The minimum fitness requirements being dumped included a 2.4-kilometre run in 11.56 minutes to 17.24 minutes, depending on age and gender. Men under 35 also had to be able to do 19 pushups, 19 sit-ups and squeeze 75 kilograms on a handgrip. The requirements dropped according to age and gender. "The question becomes this: We're selecting that small percentage that couldn't make even those standards. If someone grossly overweight applied, it brings up issues of how effective that person will be," Mr. Gannon said.


"They'll accept basically anybody and say they'll train them up to a level where they can go to a boot camp. But if you're looking at a person out of shape, it tells you a lot about the person and his behaviours -- how they choose to live life, whether they have any discipline. Changing that person into a new person through training is highly questionable. Now, we've opened it up to a small percentage who are really out of shape."


Lieutenant Carole Brown said the standard levels of fitness demanded of Canadian Forces members have not changed. What's different is that there will be no advance screening. And anyone who does not meet the standards after completing basic training could be released, she said.


"This is not an effort to attract more applicants," said Lt. Brown. "It's an effort to assist and help folks meet the standard. We would hate to lose a good person and have them lose a career in the Canadian Forces because they were a few seconds short on a run or, as another example, they were a few push-ups short or a few sit-ups short."


Lt. Brown said that while the physical-fitness test has been eliminated for new recruits, it is still a requirement for those entering special programs such as search and rescue.


The Canadian minimum fitness requirements were not demanding, compared with those of some other armed forces.


The British army's test for in-service personnel includes a 2.4-kilometre run on level ground and in training shoes, in 10.5 minutes for those under 30. There are gradually rising time limits for the older personnel. For women, the requirement for the 2.4-kilometre run is 13 minutes.
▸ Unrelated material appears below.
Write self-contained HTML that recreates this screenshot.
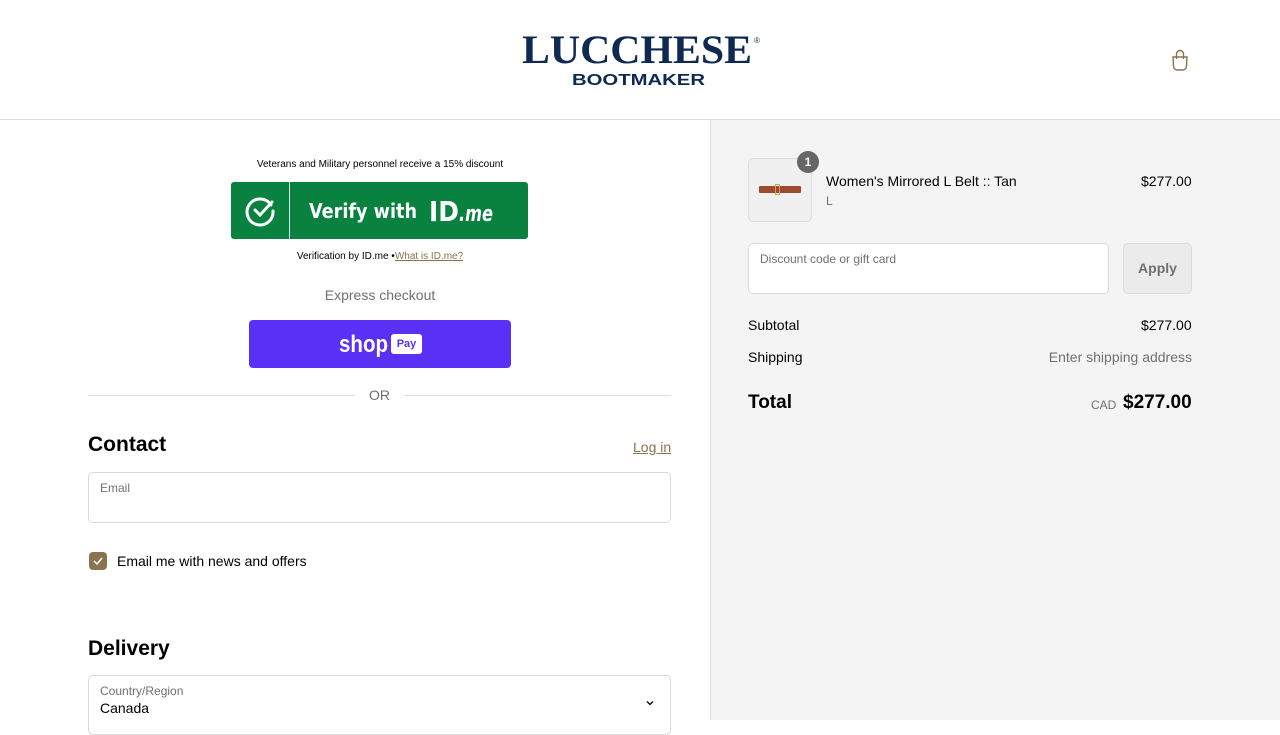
<!DOCTYPE html>
<html><head><meta charset="utf-8"><style>
*{box-sizing:border-box;margin:0;padding:0}
body{width:1280px;height:720px;overflow:hidden;font-family:"Liberation Sans",Arial,sans-serif;background:#fff;position:relative;color:#000}
.abs{position:absolute}
header{position:absolute;left:0;top:0;width:1280px;height:120px;border-bottom:1px solid #dedede;background:#fff}
.right{position:absolute;left:710px;top:120px;width:570px;height:600px;background:#f4f4f4;border-left:1px solid #dedede}
.field{position:absolute;border:1px solid #d9d9d9;border-radius:5px;background:#fff}
.lab{position:absolute;left:11px;top:8px;font-size:12px;color:#707070}
</style></head><body>
<header>
 <svg class="abs" style="left:520px;top:28px" width="250" height="62">
  <text x="2" y="35" font-family="Liberation Serif" font-weight="bold" font-size="40" fill="#0e2a52" textLength="230" lengthAdjust="spacingAndGlyphs">LUCCHESE</text>
  <text x="234" y="15" font-family="Liberation Sans" font-size="8" fill="#0e2a52">®</text>
  <text x="52" y="57" font-family="Liberation Sans" font-weight="bold" font-size="16" fill="#0e2a52" textLength="133" lengthAdjust="spacingAndGlyphs">BOOTMAKER</text>
 </svg>
 <svg class="abs" style="left:1170px;top:49px" width="20" height="22" viewBox="0 0 20 22" fill="none" stroke="#8a7350" stroke-width="1.4"><path d="M3 8h14l-0.5 9a4 4 0 0 1-4 4h-5a4 4 0 0 1-4-4z"/><path d="M6.5 10V5a3.5 3.5 0 0 1 7 0v5"/></svg>
</header>
<div class="abs" style="left:0;top:159px;width:760px;text-align:center;font-size:10px;color:#000">Veterans and Military personnel receive a 15% discount</div>
<div class="abs" style="left:231px;top:182px;width:297px;height:57px;background:#08823e;border-radius:3px">
 <div class="abs" style="left:58px;top:0;width:1px;height:57px;background:#e0f0e6"></div>
 <svg class="abs" style="left:14px;top:13px" width="32" height="32" viewBox="0 0 32 32" fill="none" stroke="#fff" stroke-width="3" stroke-linecap="round"><path d="M26 10A13 13 0 1 0 28 16"/><path d="M10 15l5 5 12-13"/></svg>
 <svg class="abs" style="left:78px;top:10px" width="190" height="36">
  <text x="0" y="26" font-family="DejaVu Sans" font-weight="bold" font-size="20" fill="#fff" textLength="108" lengthAdjust="spacingAndGlyphs">Verify with</text>
  <text x="120" y="29" font-family="DejaVu Sans" font-weight="bold" font-size="28" fill="#fff" textLength="30" lengthAdjust="spacingAndGlyphs">ID</text>
  <text x="150" y="29" font-family="DejaVu Sans" font-weight="bold" font-style="italic" font-size="22" fill="#fff" textLength="34" lengthAdjust="spacingAndGlyphs">.me</text>
 </svg>
</div>
<div class="abs" style="left:0;top:251px;width:760px;text-align:center;font-size:10px;color:#000">Verification by ID.me •<span style="color:#8a7350;text-decoration:underline">What is ID.me?</span></div>
<div class="abs" style="left:0;top:287px;width:760px;text-align:center;font-size:14px;color:#707070">Express checkout</div>
<div class="abs" style="left:249px;top:320px;width:262px;height:48px;background:#5a31f4;border-radius:4px">
 <svg class="abs" style="left:90px;top:8px" width="52" height="32"><text x="0" y="24" font-family="Liberation Sans" font-weight="bold" font-size="24" fill="#fff" textLength="49" lengthAdjust="spacingAndGlyphs">shop</text></svg>
 <div class="abs" style="left:142px;top:14px;width:31px;height:20px;background:#fff;border-radius:3px;color:#5a31f4;font-size:11px;font-weight:bold;text-align:center;line-height:20px">Pay</div>
</div>
<div class="abs" style="left:88px;top:395px;width:267px;height:1px;background:#dedede"></div>
<div class="abs" style="left:404px;top:395px;width:267px;height:1px;background:#dedede"></div>
<div class="abs" style="left:369px;top:387px;font-size:14px;color:#707070">OR</div>
<div class="abs" style="left:88px;top:433px;font-size:21px;font-weight:bold">Contact</div>
<div class="abs" style="left:633px;top:439px;font-size:14px;color:#8a7350;text-decoration:underline">Log in</div>
<div class="field" style="left:88px;top:472px;width:583px;height:51px"><div class="lab">Email</div></div>
<div class="abs" style="left:89px;top:552px;width:18px;height:18px;background:#8a7350;border-radius:4px"><svg width="18" height="18" viewBox="0 0 18 18" fill="none" stroke="#fff" stroke-width="1.5"><path d="M5 9l3 3 5-6"/></svg></div>
<div class="abs" style="left:117px;top:553px;font-size:14px">Email me with news and offers</div>
<div class="abs" style="left:88px;top:637px;font-size:21px;font-weight:bold">Delivery</div>
<div class="field" style="left:88px;top:675px;width:583px;height:60px"><div class="lab">Country/Region</div><div class="abs" style="left:11px;top:24px;font-size:14px">Canada</div>
<svg class="abs" style="left:555px;top:21px" width="12" height="12" viewBox="0 0 12 12" fill="none" stroke="#000" stroke-width="1.3"><path d="M3 4.5l3 3 3-3"/></svg></div>
<div class="right">
 <div class="abs" style="left:37px;top:38px;width:64px;height:64px;border:1px solid #ddd;border-radius:5px;background:#f0f0f0">
  <div class="abs" style="left:10px;top:27px;width:42px;height:7px;background:#9c4a2e;border-radius:1px"></div>
  <div class="abs" style="left:26px;top:25px;width:5px;height:11px;border:1px solid #c9a45a"></div>
 </div>
 <div class="abs" style="left:86px;top:31px;width:22px;height:22px;border-radius:11px;background:#666;color:#fff;font-size:12px;font-weight:bold;text-align:center;line-height:22px">1</div>
 <div class="abs" style="left:115px;top:53px;font-size:14px">Women's Mirrored L Belt :: Tan</div>
 <div class="abs" style="left:115px;top:74px;font-size:12px;color:#707070">L</div>
 <div class="abs" style="left:430px;top:53px;font-size:14px">$277.00</div>
 <div class="field" style="left:37px;top:123px;width:361px;height:51px"><div class="lab">Discount code or gift card</div></div>
 <div class="abs" style="left:412px;top:123px;width:69px;height:51px;border:1px solid #ddd;border-radius:5px;background:#ebebeb;color:#707070;font-size:14px;font-weight:bold;text-align:center;line-height:49px">Apply</div>
 <div class="abs" style="left:37px;top:197px;font-size:14px">Subtotal</div>
 <div class="abs" style="left:430px;top:197px;font-size:14px">$277.00</div>
 <div class="abs" style="left:37px;top:229px;font-size:14px">Shipping</div>
 <div class="abs" style="right:88px;top:229px;font-size:14px;color:#707070">Enter shipping address</div>
 <div class="abs" style="left:37px;top:272px;font-size:19px;font-weight:bold">Total</div>
 <div class="abs" style="left:380px;top:278px;font-size:12px;color:#707070">CAD</div>
 <div class="abs" style="left:412px;top:272px;font-size:19px;font-weight:bold">$277.00</div>
</div>
</body></html>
A basic personal-fitness assessment also requires 54 continuous sit-ups. A combat infantry candidate must run three miles with his squad in one hour, carrying 56 pounds of kit including a weapon.


The United States Army, for male recruits aged 17 to 21, has standards of 35 push-ups, 47 sit-ups and a two-mile run in 16 minutes, 36 seconds. At the other end of the men's age scale, 37 to 42 years, the standards are 24 push-ups, 29 sit-ups and a two-mile run in 19:30. For the youngest women's category, it's 20 push-ups, 47 sit-ups and two miles in 19:42; for the older females, it's six pushups, 29 sit-ups and a run time of 24:06.